One of the experiments was repeated varying only the output configuration. The continuous output is tried for a particular case and then compared with the analogous situation in the three outputs case. The performance of the classifier yields a lower recognition rate and maintain the unequally distribution of the success. Therfore, it seems that one output node is inadequate for quality features based classification.
9.1.1.4 Frame based.
Frame based classification consists in calculating features for every frame within the voiced parts of the sentence. Only the frames whose intensity value is significant are taken into account. This requirement comes from the observed fact that Praat calculates intensity values only at the core of the vowel, whereas fundamental frequency values are also given for boundary values that are not so representative of the voiced region. Then, every frame is labeled with the emotion of the sentence in which it is contained. After training and testing the data, and index between 0 and 1 (neural network range) is obtained for each output and frame. Finally, two different methods are employed to make the final decision for the whole sentence once all its frames are classified. These two methods apply the following criteria based on [Ami01]:
- Average of the emotional indices over the utterances (AV).

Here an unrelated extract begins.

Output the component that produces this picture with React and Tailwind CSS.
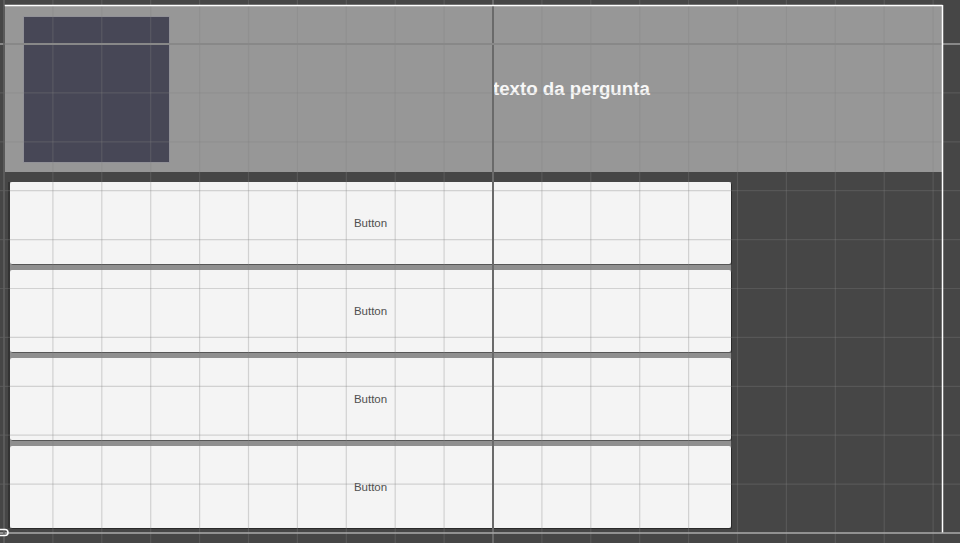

For each output (class), the mean value of the outcomes for every frame of a sentence is calculated and the highest is the winner class.
- Percentage of the file during which each emotional index was greater than all the others (MAX), i.e. output of the network into which most input patterns have been classified is the winner.

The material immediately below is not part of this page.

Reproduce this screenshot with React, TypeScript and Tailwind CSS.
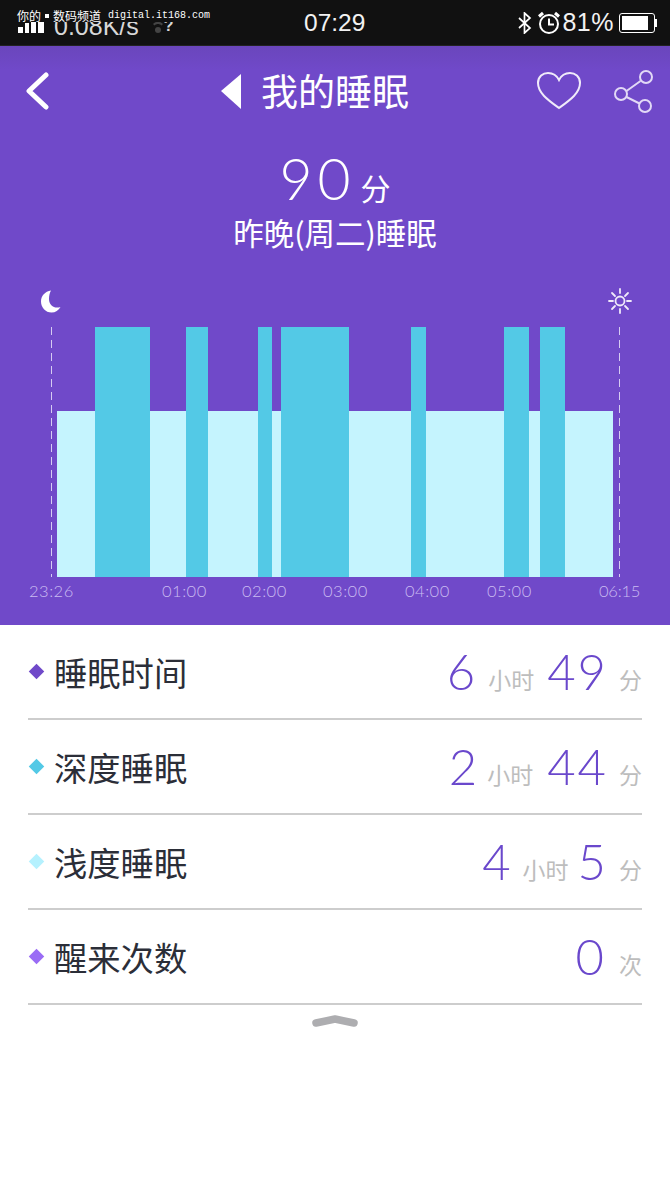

Due to the different nature of the performed experiments (sentence, region and frame based), feature set has to be modified to fit the requirements of each situation. Most of the features used in this experiment are frame based and come directly from the single frame calculations of Praat. However, there are some, mainly based in medium-term variations, that only make sense if they are calculated for the entire utterance and whose value appears as the same feature in every frame belonging to the sentence.